Shirreff, Emily Anne Eliza (DNB00)
SHIRREFF, EMILY ANNE ELIZA (1814–1897), pioneer in the cause of women's education, elder daughter of Rear-admiral William Henry Shirreff (1785–1847) and his wife, Elizabeth Anne, eldest daughter of the Hon. David Murray, was born on 3 Nov. 1814. In youth Miss Shirreff and her younger sister, Maria, who early became the wife of Mr. William Grey, perceived the want in England of an intelligent system of education for girls. But they contrived to educate themselves thoroughly, becoming good linguists and acquiring a good knowledge of history. Miss Shirreff resided for some years at Gibraltar, where her father held a government appointment. In 1835 or 1836 appeared ‘Letters from Spain and Barbary,’ written, like all her early literary work, in collaboration with her sister, Mrs. Grey. In 1841 they published a novel entitled ‘Passion and Principle,’ and in 1850 ‘Thoughts on Self-Culture, addressed to Women,’ in two volumes (second edition 1852). The purpose of the latter work was to show the value of self-training to women. Miss Shirreff's first independent work was ‘Intellectual Education, and its Influence on the Character and Happiness of Women,’ published in 1858 (2nd ed. 1862).

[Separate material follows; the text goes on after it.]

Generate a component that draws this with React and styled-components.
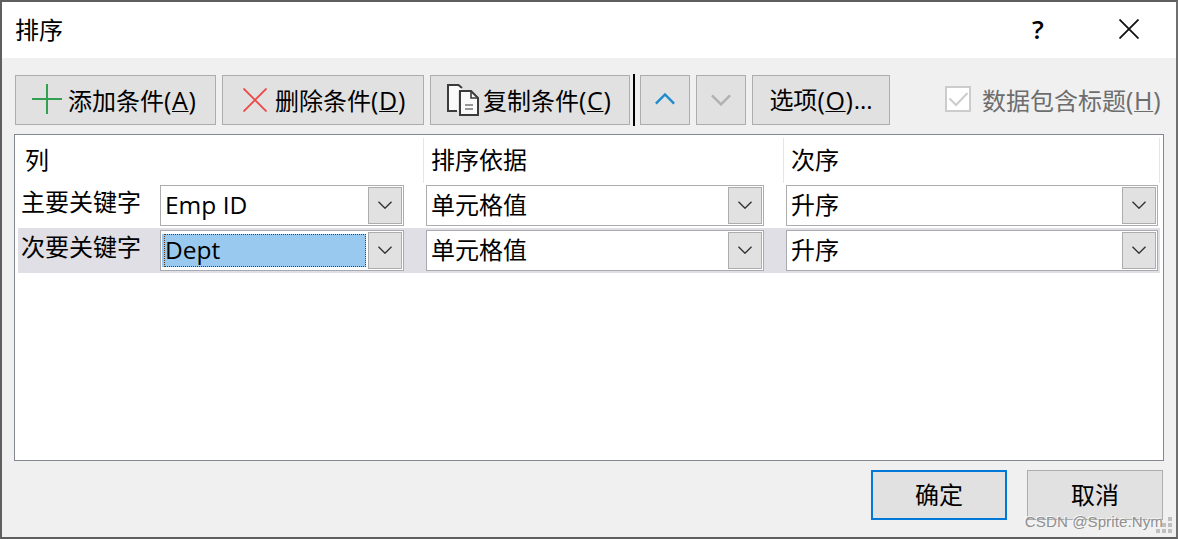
import styled, { createGlobalStyle } from "styled-components";

const GlobalStyle = createGlobalStyle`
    * {
        box-sizing: border-box;
    }

    body {
        margin: 0;
        overflow: hidden;
    }
`

const Dialog = styled.div`
    width: 1178px;
    height: 539px;
    display: flex;
    flex-direction: column;
    position: relative;
    border: 2px solid #5f5f5f;
    border-right-color: #6f6f6f;
    background-color: #f0f0f0;
    color: #000000;
    font-family: "Open Sans", "Noto Sans CJK SC", sans-serif;
    font-size: 24px;
    line-height: 34px;
    white-space: nowrap;
`

const TitleBar = styled.div`
    height: 56px;
    flex: none;
    display: flex;
    align-items: center;
    padding: 0 37px 2px 13px;
    background-color: #ffffff;
`

const Title = styled.div`
    flex: 1;
    padding-top: 2px;
`

const HelpMark = styled.div`
    width: 14px;
    margin-right: 74px;
    font-size: 26px;
    font-weight: 600;
    text-align: center;
`

const Toolbar = styled.div`
    height: 52px;
    flex: none;
    display: flex;
    align-items: center;
    margin-top: 16px;
    padding: 0 13px;
`

const Button = styled.button`
    width: ${({ $width }) => $width}px;
    height: 50px;
    flex: none;
    display: flex;
    align-items: center;
    justify-content: ${({ $start }) => ($start ? "flex-start" : "center")};
    margin: 0 6px 0 0;
    padding: 0 0 ${({ $lift }) => $lift || 0}px ${({ $start }) => $start || 0}px;
    border: ${({ $primary }) => ($primary ? "2px solid #0078d7" : "1px solid #adadad")};
    background-color: #e1e1e1;
    color: inherit;
    font: inherit;

    svg {
        flex: none;
    }
`

const Label = styled.span`
    margin-left: ${({ $gap }) => $gap || 0}px;
`

const Mnemonic = styled.span`
    font-size: 25px;
    letter-spacing: 0.7px;
`

const Key = styled.span`
    text-decoration: underline;
    text-decoration-thickness: 1px;
    text-decoration-skip-ink: none;
    text-underline-offset: 1px;
`

const Separator = styled.div`
    width: 2px;
    height: 52px;
    margin: 0 5px 0 -3px;
    background-color: #000000;
`

const HeaderOption = styled.div`
    display: flex;
    align-items: center;
    margin-left: 49px;
    color: #6d6d6d;
`

const CheckBox = styled.div`
    width: 26px;
    height: 26px;
    margin: -2px 11px 0 0;
    border: 2px solid #cccccc;
    background-color: #ffffff;

    svg {
        display: block;
    }
`

const List = styled.div`
    width: 1150px;
    height: 327px;
    flex: none;
    margin: 8px 0 0 12px;
    padding: 3px;
    border: 1px solid #828790;
    background-color: #ffffff;
`

const HeaderRow = styled.div`
    height: 45px;
    display: flex;
    width: 1142px;
`

const HeaderCell = styled.div`
    width: ${({ $width }) => $width}px;
    padding: 5px 0 0 7px;
    border-right: 1px solid #e5e5e5;
`

const Row = styled.div`
    width: 1142px;
    height: 45px;
    display: grid;
    grid-template-columns: 142px 266px 360px 372px;
    align-items: center;
    background-color: ${({ $selected }) => ($selected ? "#dfdfe5" : "transparent")};
`

const RowLabel = styled.div`
    padding: 0 0 8px 3px;
`

const Combo = styled.div`
    width: ${({ $width }) => $width}px;
    height: 41px;
    display: flex;
    padding: 1px;
    border: 1px solid ${({ $selected }) => ($selected ? "#a9a9b0" : "#adadad")};
    background-color: #ffffff;
    font-size: ${({ $latin }) => ($latin ? "24.5px" : "24px")};
`

const Value = styled.div`
    flex: 1;
    padding: 1px 0 0 3px;
`

const ActiveValue = styled.div`
    flex: 1;
    height: 33px;
    display: flex;
    margin: 2px 2px 0 0;
    padding-left: 2px;
    background-color: #99c9ef;

    span {
        flex: 1;
        border: 1px dotted #663610;
        line-height: 30px;
    }
`

const DropButton = styled.div`
    width: 34px;
    height: 37px;
    display: flex;
    align-items: center;
    justify-content: center;
    padding-bottom: 1px;
    border: 1px solid #adadad;
    background-color: #e1e1e1;
`

const Footer = styled.div`
    display: flex;
    justify-content: flex-end;
    gap: 14px;
    padding: 9px 7px 0 0;
`

const Watermark = styled.div`
    position: absolute;
    right: 13px;
    bottom: 5px;
    color: #8f8f8f;
    font-family: "Liberation Sans", sans-serif;
    font-size: 15px;
    line-height: 20px;
    letter-spacing: 0.13px;
    text-shadow: -1px -1px 0 rgba(255, 255, 255, 0.75);
`

const Grip = styled.svg`
    position: absolute;
    right: 4px;
    bottom: 4px;
`

const conditions = [
    { label: "主要关键字", column: "Emp ID", basis: "单元格值", order: "升序" },
    { label: "次要关键字", column: "Dept", basis: "单元格值", order: "升序", selected: true },
];

const PlusIcon = () => (
    <svg width="30" height="32" fill="none" stroke="#31a04f" strokeWidth="2">
        <path d="M15 0V30M0 15H30" />
    </svg>
)

const DeleteIcon = () => (
    <svg width="24" height="24" fill="none" stroke="#ed4747" strokeWidth="1.8">
        <path d="M.5 .5L23.5 23.5M23.5 .5L.5 23.5" />
    </svg>
)

const CopyIcon = () => (
    <svg width="32" height="32" fill="none" stroke="#3b3b3b" strokeWidth="2">
        <path d="M1 1H11.5L15 4.5V27H1Z" fill="#fafafa" stroke="none" />
        <path d="M10 27H1V1H11.5L15 4" />
        <path d="M12 7V31" stroke="#e1e1e1" />
        <path d="M13 7H24L31 14V31H13Z" fill="#fafafa" />
        <path d="M24 7V14H31" strokeWidth="1.6" />
        <path d="M18 21H26M18 25H26" stroke="#777777" strokeWidth="1.6" />
    </svg>
)

const Chevron = ({ color, up }) => (
    <svg width="20" height="12" fill="none" stroke={color} strokeWidth="2.4">
        <path d={up ? "M.9 10.6L10 1.5L19.1 10.6" : "M.9 1.3L10 10.4L19.1 1.3"} />
    </svg>
)

const Shortcut = ({ letter }) => (
    <Mnemonic>(<Key>{letter}</Key>)</Mnemonic>
)

const ComboBox = ({ value, width, selected, active, latin }) => (
    <Combo $width={width} $selected={selected} $latin={latin}>
        {active ? <ActiveValue><span>{value}</span></ActiveValue> : <Value>{value}</Value>}
        <DropButton>
            <svg width="14" height="8" fill="none" stroke="#333333" strokeWidth="1.4">
                <path d="M.5 .8L7 7.2L13.5 .8" />
            </svg>
        </DropButton>
    </Combo>
)

const App = () => {
    return(
        <>
            <GlobalStyle />
            <Dialog>
                <TitleBar>
                    <Title>排序</Title>
                    <HelpMark>?</HelpMark>
                    <svg width="20" height="20" fill="none" stroke="#111111" strokeWidth="1.8">
                        <path d="M.5 .5L19.5 19.5M19.5 .5L.5 19.5" />
                    </svg>
                </TitleBar>
                <Toolbar>
                    <Button $width={201} $start={16}>
                        <PlusIcon />
                        <Label $gap={6}>添加条件<Shortcut letter="A" /></Label>
                    </Button>
                    <Button $width={202} $start={20}>
                        <DeleteIcon />
                        <Label $gap={8}>删除条件<Shortcut letter="D" /></Label>
                    </Button>
                    <Button $width={200} $start={16}>
                        <CopyIcon />
                        <Label $gap={4}>复制条件<Shortcut letter="C" /></Label>
                    </Button>
                    <Separator />
                    <Button $width={50} $lift={3}><Chevron color="#1e8bcd" up /></Button>
                    <Button $width={50}><Chevron color="#b1b1b1" /></Button>
                    <Button $width={138}>选项<Shortcut letter="O" />...</Button>
                    <HeaderOption>
                        <CheckBox>
                            <svg width="22" height="22" fill="none" stroke="#cccccc" strokeWidth="2">
                                <path d="M2.5 10.5L9 17L20.5 5" />
                            </svg>
                        </CheckBox>
                        <span>数据包含标题<Shortcut letter="H" /></span>
                    </HeaderOption>
                </Toolbar>
                <List>
                    <HeaderRow>
                        <HeaderCell $width={406}>列</HeaderCell>
                        <HeaderCell $width={360}>排序依据</HeaderCell>
                        <HeaderCell $width={376}>次序</HeaderCell>
                    </HeaderRow>
                    {conditions.map((item) => (
                        <Row key={item.label} $selected={item.selected}>
                            <RowLabel>{item.label}</RowLabel>
                            <ComboBox value={item.column} width={244} selected={item.selected} active={item.selected} latin />
                            <ComboBox value={item.basis} width={338} selected={item.selected} />
                            <ComboBox value={item.order} width={372} selected={item.selected} />
                        </Row>
                    ))}
                </List>
                <Footer>
                    <Button $width={136} $primary>确定</Button>
                    <Button $width={136}>取消</Button>
                </Footer>
                <Grip width="16" height="16" fill="#bfbfbf">
                    <path d="M12 0h4v4h-4zM6 6h4v4h-4zM12 6h4v4h-4zM0 12h4v4h-4zM6 12h4v4h-4zM12 12h4v4h-4z" />
                </Grip>
                <Watermark>CSDN @Sprite.Nym</Watermark>
            </Dialog>
        </>
    )
}

export default App;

Wholly devoting herself to the improvement of women's education, Miss Shirreff warmly supported the establishment of Girton College, which commenced work at Hitchin in the Michaelmas term of 1869, and during the Lent and Easter terms of 1870 she held the post of honorary mistress. On accepting it she became a member of the executive committee, on which she sat until her death. In 1871 she helped her sister Mrs. Grey to found the National Union for improving the Education of Women of all Classes. The society owed its origin to the revelations of the schools inquiry commission, which proved the inadequate provision of good schools for girls above the elementary school class and of efficient women teachers. The main objects of the union were to provide satisfactory schools and trained teachers. Princess Louise was president, and Miss Shirreff acted as honorary secretary. She was also joint-editor with Mr. George C. Bartley, M.P., of the journal of the union until its cessation in 1883. Lady Stanley of Alderley, Lord Aberdare, Sir Douglas Galton, Joseph Payne [q. v.], and Mr. C. S. Roundell supported the scheme, and there grew out of it in 1872 the Girls' Public Day School Company. Miss Shirreff was one of the original members of the council, and remained an active worker on it until she was elected a vice-president within a few months of her death. The success of the schools fully justified the anticipations of the pioneers.
By way of fulfilling its second purpose of providing means of training for higher-grade women teachers, the union began modestly with evening lectures in subjects—science, for example—not then usually included in a woman's education. In 1877, however, the Teacher's Training and Registration Society was incorporated, and a college for training women teachers was opened. William Rogers [q. v.], rector of Bishopsgate, put a house at the disposal of the society, and provided practice in teaching for the students at the middle-class girls' school, Bishopsgate. The college thus established prospered; it is now called the Maria Grey Training College, after Miss Shirreff's sister, and ranks as the first institution of the kind in this country. Thus the objects for which the union had been formed were realised, and it was dissolved in 1883.
Miss Shirreff was also greatly interested in the education of little children, and was among the first to advocate the introduction of Froebel's system into this country. On the initiative of Miss Doreck, Miss Shirreff, and her sister, the society known as the Froebel Society, with Miss Doreck as president, began work in October 1875. On Miss Doreck's death, which took place soon afterwards, Miss Shirreff was elected president, and held the office for life. She constantly read at the society's annual and monthly meetings papers in which she expounded the theory of kindergarten teaching, and set forth its practical advantages. She impressed the public with the necessity for the proper training of kindergarten teachers, and took active interest in the examinations instituted by the Froebel Society. Her last paper was read to the annual meeting in March 1893, and was a sketch of the life of Baroness Marenholtz von Bülow, a firm adherent of Froebel. Miss Shirreff's unfailing generosity helped the society through some of its early difficulties. Many of her lectures and addresses were afterwards published in pamphlet form.
Miss Shirreff died, after some years' ill-health, on 20 March 1897, at 41 Stanhope Gardens, Queen's Gate, London, where she had resided with her sister, Mrs. Grey, since 1884. She was buried in Brompton cemetery on 24 March. The change in public opinion with regard to women's education and women's work since 1869 is largely due to her public-spirited action.
In addition to the works already mentioned, and many pamphlets on educational subjects, Miss Shirreff wrote: 1. ‘Principles of the Kindergarten System,’ 1876; new ed. 1880. 2. ‘The Work of the National Union,’ 1872. 3. ‘Friedrich Froebel: a Sketch of his Life,’ 1877, 8vo. 4. ‘The Kindergarten at Home,’ 1884; 2nd ed. 1890.[Times, 24 March 1897; Journal of Education, April 1897; private information.]